▶ **Dataset records**
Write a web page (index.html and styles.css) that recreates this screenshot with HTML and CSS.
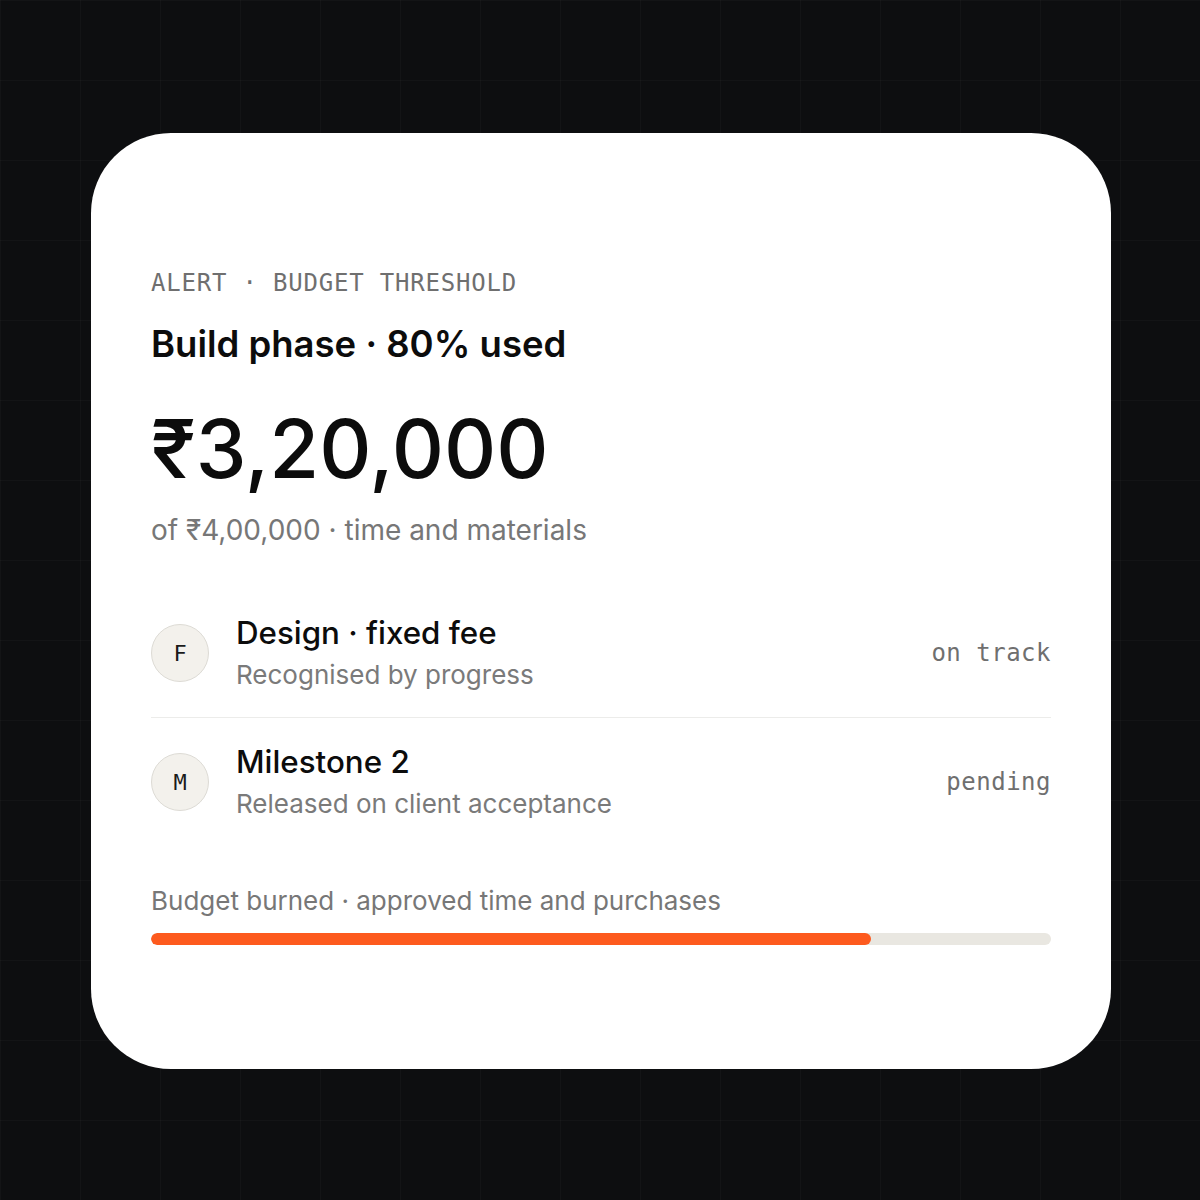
FILE: index.html
```html
<!DOCTYPE html>
<html lang="en">
<head>
<meta charset="utf-8">
<title>Budget threshold alert</title>
<link rel="stylesheet" href="styles.css">
</head>
<body>
<main class="card">
  <div class="eyebrow">ALERT · BUDGET THRESHOLD</div>
  <h1 class="title">Build phase · 80% used</h1>
  <div class="amount">₹3,20,000</div>
  <div class="sub">of ₹4,00,000 · time and materials</div>
  <ul class="rows">
    <li class="row">
      <span class="avatar">F</span>
      <div class="row-text">
        <div class="row-title">Design · fixed fee</div>
        <div class="row-sub">Recognised by progress</div>
      </div>
      <span class="status">on track</span>
    </li>
    <li class="row">
      <span class="avatar">M</span>
      <div class="row-text">
        <div class="row-title">Milestone 2</div>
        <div class="row-sub">Released on client acceptance</div>
      </div>
      <span class="status">pending</span>
    </li>
  </ul>
  <div class="bar-label">Budget burned · approved time and purchases</div>
  <div class="bar"><div class="bar-fill" style="width:80%"></div></div>
</main>
</body>
</html>
```
FILE: styles.css
```css
* { box-sizing: border-box; }
html, body { margin: 0; padding: 0; }
body {
  min-height: 100vh;
  padding: 2px 0 0 2px;
  background-color: #0d0e10;
  background-image:
    linear-gradient(to right, rgba(255,255,255,0.025) 1px, transparent 1px),
    linear-gradient(to bottom, rgba(255,255,255,0.025) 1px, transparent 1px);
  background-size: 80px 80px;
  display: flex;
  align-items: center;
  justify-content: center;
  font-family: Inter, "Noto Sans", sans-serif;
}
.card {
  width: 1020px;
  height: 936px;
  background: #ffffff;
  border-radius: 80px;
  padding: 136px 60px 0 60px;
  display: flex;
  flex-direction: column;
}
.eyebrow {
  font-family: "DejaVu Sans Mono", monospace;
  font-size: 24px;
  line-height: 28px;
  letter-spacing: 0.8px;
  color: #6f6f6f;
}
.title {
  margin: 25px 0 0 0;
  font-size: 36.5px;
  line-height: 44px;
  font-weight: 600;
  color: #0c0c0c;
}
.amount {
  margin-top: 35px;
  font-size: 81px;
  line-height: 96px;
  font-weight: 500;
  color: #0c0c0c;
}
.sub {
  margin-top: 15px;
  font-size: 28px;
  line-height: 36px;
  color: #777777;
}
.rows {
  list-style: none;
  margin: 41px 0 0 0;
  padding: 0;
}
.row {
  display: flex;
  align-items: center;
  gap: 27px;
  padding: 25px 0;
}
.row + .row { border-top: 1px solid #ececea; }
.avatar {
  width: 58px;
  height: 58px;
  flex: none;
  border-radius: 50%;
  background: #f3f1ec;
  border: 1.5px solid #dddbd5;
  display: flex;
  align-items: center;
  justify-content: center;
  font-family: "DejaVu Sans Mono", monospace;
  font-size: 22px;
  color: #1a1a1a;
}
.row-text { flex: 1; }
.row-title {
  font-size: 31.3px;
  line-height: 38px;
  font-weight: 500;
  color: #0c0c0c;
}
.row-sub {
  margin-top: 6px;
  font-size: 26px;
  line-height: 34px;
  color: #7a7a7a;
}
.status {
  font-family: "DejaVu Sans Mono", monospace;
  font-size: 24px;
  letter-spacing: 0.5px;
  color: #6f6f6f;
}
.bar-label {
  margin-top: 38px;
  font-size: 26px;
  line-height: 34px;
  color: #777777;
}
.bar {
  margin-top: 15px;
  height: 12px;
  border-radius: 6px;
  background: #e9e7e1;
  overflow: hidden;
}
.bar-fill {
  height: 100%;
  background: #fd5a1e;
  border-radius: 6px;
}
```
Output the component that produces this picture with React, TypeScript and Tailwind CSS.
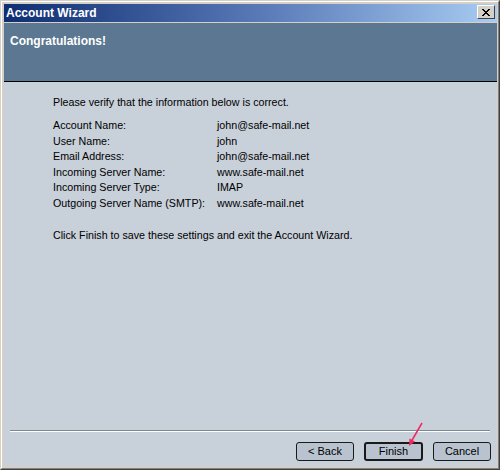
import React from 'react';

const rows: [string, string][] = [
  ['Account Name:', 'john@safe-mail.net'],
  ['User Name:', 'john'],
  ['Email Address:', 'john@safe-mail.net'],
  ['Incoming Server Name:', 'www.safe-mail.net'],
  ['Incoming Server Type:', 'IMAP'],
  ['Outgoing Server Name (SMTP):', 'www.safe-mail.net'],
];

const WizardButton: React.FC<{ label: string; isDefault?: boolean }> = ({ label, isDefault }) => (
  <button
    className={
      isDefault
        ? 'w-[59px] h-[19px] rounded-[3px] border-2 border-[#1a1a1a] bg-[#b9c3cf] text-[11px] leading-none text-black flex items-center justify-center'
        : 'w-[58px] h-[19px] rounded-[3px] border border-[#1a1a1a] bg-[#b9c3cf] text-[11px] leading-none text-black flex items-center justify-center'
    }
  >
    {label}
  </button>
);

export default function App() {
  return (
    <div
      className="relative w-[500px] h-[470px] bg-[#d4d0c8] border border-t-[#d4d0c8] border-l-[#d4d0c8] border-r-[#404040] border-b-[#404040]"
      style={{ fontFamily: '"Liberation Sans", Arial, sans-serif' }}
    >
      <div className="w-full h-full border border-t-white border-l-white border-r-[#808080] border-b-[#808080] pt-[2px] pl-[2px] pr-[1px] pb-[2px] flex flex-col">
        {/* title bar */}
        <div className="h-[18px] flex justify-between bg-gradient-to-r from-[#0f2e72] via-[#5676b4] to-[#a8ccf2]">
          <div className="pl-[2px] text-[12px] font-bold text-white leading-[18px]">Account Wizard</div>
          <button className="mt-[1px] mr-[2px] w-[18px] h-[14px] bg-[#d4d0c8] border border-t-white border-l-white border-r-[#404040] border-b-[#404040] flex items-center justify-center">
            <svg width="8" height="7" viewBox="0 0 8 7">
              <path d="M0 0h2v1h1v1h2v-1h1v-1h2v1h-1v1h-1v1h-1v1h1v1h1v1h1v1h-2v-1h-1v-1h-2v1h-1v1h-2v-1h1v-1h1v-1h1v-1h-1v-1h-1v-1h-1z" fill="#000" />
            </svg>
          </button>
        </div>
        <div className="h-[1px] bg-[#d4d0c8]" />

        {/* header */}
        <div className="h-[59px] bg-[#5b7791] border-b border-black pl-[6px] pt-[10px]">
          <div className="text-[12px] font-bold text-white leading-[16px]">Congratulations!</div>
        </div>

        {/* body */}
        <div className="flex-1 bg-[#c8d0da] flex flex-col text-[10.7px] text-black">
          <div className="pl-[49px] pt-[12px]">
            <div className="leading-[16px]">Please verify that the information below is correct.</div>
            <div className="mt-[8px]">
              {rows.map(([label, value]) => (
                <div key={label} className="flex leading-[15.6px]">
                  <div className="w-[164px]">{label}</div>
                  <div>{value}</div>
                </div>
              ))}
            </div>
            <div className="mt-[15px] leading-[16px]">Click Finish to save these settings and exit the Account Wizard.</div>
          </div>

          <div className="flex-1" />

          <div className="ml-[6px] mr-[7px] h-[2px] border-t border-[#7c8894] border-b border-b-white" />

          <div className="flex justify-end gap-[10px] pr-[6px] pt-[10px] pb-[5px]">
            <WizardButton label="< Back" />
            <WizardButton label="Finish" isDefault />
            <WizardButton label="Cancel" />
          </div>
        </div>
      </div>

      {/* pointer arrow over Finish */}
      <svg className="absolute left-[400px] top-[418px]" width="26" height="30" viewBox="0 0 26 30">
        <line x1="21" y1="4" x2="10" y2="23" stroke="#ee2a62" strokeWidth="1.5" />
        <path d="M8 27 L8.5 19.5 L14 22.5 Z" fill="#ee2a62" />
      </svg>
    </div>
  );
}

▶ **What the exercise asks**
Quote all of the entries word for word, omitting any pictures.

▶ **Finished task**
Write a web page (index.html and styles.css) that recreates this screenshot with HTML and CSS.
FILE: index.html
```html
<!DOCTYPE html>
<html lang="en">
<head>
<meta charset="utf-8">
<title>Budget threshold alert</title>
<link rel="stylesheet" href="styles.css">
</head>
<body>
<main class="card">
  <div class="eyebrow">ALERT · BUDGET THRESHOLD</div>
  <h1 class="title">Build phase · 80% used</h1>
  <div class="amount">₹3,20,000</div>
  <div class="sub">of ₹4,00,000 · time and materials</div>
  <ul class="rows">
    <li class="row">
      <span class="avatar">F</span>
      <div class="row-text">
        <div class="row-title">Design · fixed fee</div>
        <div class="row-sub">Recognised by progress</div>
      </div>
      <span class="status">on track</span>
    </li>
    <li class="row">
      <span class="avatar">M</span>
      <div class="row-text">
        <div class="row-title">Milestone 2</div>
        <div class="row-sub">Released on client acceptance</div>
      </div>
      <span class="status">pending</span>
    </li>
  </ul>
  <div class="bar-label">Budget burned · approved time and purchases</div>
  <div class="bar"><div class="bar-fill" style="width:80%"></div></div>
</main>
</body>
</html>
```
FILE: styles.css
```css
* { box-sizing: border-box; }
html, body { margin: 0; padding: 0; }
body {
  min-height: 100vh;
  padding: 2px 0 0 2px;
  background-color: #0d0e10;
  background-image:
    linear-gradient(to right, rgba(255,255,255,0.025) 1px, transparent 1px),
    linear-gradient(to bottom, rgba(255,255,255,0.025) 1px, transparent 1px);
  background-size: 80px 80px;
  display: flex;
  align-items: center;
  justify-content: center;
  font-family: Inter, "Noto Sans", sans-serif;
}
.card {
  width: 1020px;
  height: 936px;
  background: #ffffff;
  border-radius: 80px;
  padding: 136px 60px 0 60px;
  display: flex;
  flex-direction: column;
}
.eyebrow {
  font-family: "DejaVu Sans Mono", monospace;
  font-size: 24px;
  line-height: 28px;
  letter-spacing: 0.8px;
  color: #6f6f6f;
}
.title {
  margin: 25px 0 0 0;
  font-size: 36.5px;
  line-height: 44px;
  font-weight: 600;
  color: #0c0c0c;
}
.amount {
  margin-top: 35px;
  font-size: 81px;
  line-height: 96px;
  font-weight: 500;
  color: #0c0c0c;
}
.sub {
  margin-top: 15px;
  font-size: 28px;
  line-height: 36px;
  color: #777777;
}
.rows {
  list-style: none;
  margin: 41px 0 0 0;
  padding: 0;
}
.row {
  display: flex;
  align-items: center;
  gap: 27px;
  padding: 25px 0;
}
.row + .row { border-top: 1px solid #ececea; }
.avatar {
  width: 58px;
  height: 58px;
  flex: none;
  border-radius: 50%;
  background: #f3f1ec;
  border: 1.5px solid #dddbd5;
  display: flex;
  align-items: center;
  justify-content: center;
  font-family: "DejaVu Sans Mono", monospace;
  font-size: 22px;
  color: #1a1a1a;
}
.row-text { flex: 1; }
.row-title {
  font-size: 31.3px;
  line-height: 38px;
  font-weight: 500;
  color: #0c0c0c;
}
.row-sub {
  margin-top: 6px;
  font-size: 26px;
  line-height: 34px;
  color: #7a7a7a;
}
.status {
  font-family: "DejaVu Sans Mono", monospace;
  font-size: 24px;
  letter-spacing: 0.5px;
  color: #6f6f6f;
}
.bar-label {
  margin-top: 38px;
  font-size: 26px;
  line-height: 34px;
  color: #777777;
}
.bar {
  margin-top: 15px;
  height: 12px;
  border-radius: 6px;
  background: #e9e7e1;
  overflow: hidden;
}
.bar-fill {
  height: 100%;
  background: #fd5a1e;
  border-radius: 6px;
}
```
Output the component that produces this picture with React, TypeScript and Tailwind CSS.
import React from 'react';

const rows: [string, string][] = [
  ['Account Name:', 'john@safe-mail.net'],
  ['User Name:', 'john'],
  ['Email Address:', 'john@safe-mail.net'],
  ['Incoming Server Name:', 'www.safe-mail.net'],
  ['Incoming Server Type:', 'IMAP'],
  ['Outgoing Server Name (SMTP):', 'www.safe-mail.net'],
];

const WizardButton: React.FC<{ label: string; isDefault?: boolean }> = ({ label, isDefault }) => (
  <button
    className={
      isDefault
        ? 'w-[59px] h-[19px] rounded-[3px] border-2 border-[#1a1a1a] bg-[#b9c3cf] text-[11px] leading-none text-black flex items-center justify-center'
        : 'w-[58px] h-[19px] rounded-[3px] border border-[#1a1a1a] bg-[#b9c3cf] text-[11px] leading-none text-black flex items-center justify-center'
    }
  >
    {label}
  </button>
);

export default function App() {
  return (
    <div
      className="relative w-[500px] h-[470px] bg-[#d4d0c8] border border-t-[#d4d0c8] border-l-[#d4d0c8] border-r-[#404040] border-b-[#404040]"
      style={{ fontFamily: '"Liberation Sans", Arial, sans-serif' }}
    >
      <div className="w-full h-full border border-t-white border-l-white border-r-[#808080] border-b-[#808080] pt-[2px] pl-[2px] pr-[1px] pb-[2px] flex flex-col">
        {/* title bar */}
        <div className="h-[18px] flex justify-between bg-gradient-to-r from-[#0f2e72] via-[#5676b4] to-[#a8ccf2]">
          <div className="pl-[2px] text-[12px] font-bold text-white leading-[18px]">Account Wizard</div>
          <button className="mt-[1px] mr-[2px] w-[18px] h-[14px] bg-[#d4d0c8] border border-t-white border-l-white border-r-[#404040] border-b-[#404040] flex items-center justify-center">
            <svg width="8" height="7" viewBox="0 0 8 7">
              <path d="M0 0h2v1h1v1h2v-1h1v-1h2v1h-1v1h-1v1h-1v1h1v1h1v1h1v1h-2v-1h-1v-1h-2v1h-1v1h-2v-1h1v-1h1v-1h1v-1h-1v-1h-1v-1h-1z" fill="#000" />
            </svg>
          </button>
        </div>
        <div className="h-[1px] bg-[#d4d0c8]" />

        {/* header */}
        <div className="h-[59px] bg-[#5b7791] border-b border-black pl-[6px] pt-[10px]">
          <div className="text-[12px] font-bold text-white leading-[16px]">Congratulations!</div>
        </div>

        {/* body */}
        <div className="flex-1 bg-[#c8d0da] flex flex-col text-[10.7px] text-black">
          <div className="pl-[49px] pt-[12px]">
            <div className="leading-[16px]">Please verify that the information below is correct.</div>
            <div className="mt-[8px]">
              {rows.map(([label, value]) => (
                <div key={label} className="flex leading-[15.6px]">
                  <div className="w-[164px]">{label}</div>
                  <div>{value}</div>
                </div>
              ))}
            </div>
            <div className="mt-[15px] leading-[16px]">Click Finish to save these settings and exit the Account Wizard.</div>
          </div>

          <div className="flex-1" />

          <div className="ml-[6px] mr-[7px] h-[2px] border-t border-[#7c8894] border-b border-b-white" />

          <div className="flex justify-end gap-[10px] pr-[6px] pt-[10px] pb-[5px]">
            <WizardButton label="< Back" />
            <WizardButton label="Finish" isDefault />
            <WizardButton label="Cancel" />
          </div>
        </div>
      </div>

      {/* pointer arrow over Finish */}
      <svg className="absolute left-[400px] top-[418px]" width="26" height="30" viewBox="0 0 26 30">
        <line x1="21" y1="4" x2="10" y2="23" stroke="#ee2a62" strokeWidth="1.5" />
        <path d="M8 27 L8.5 19.5 L14 22.5 Z" fill="#ee2a62" />
      </svg>
    </div>
  );
}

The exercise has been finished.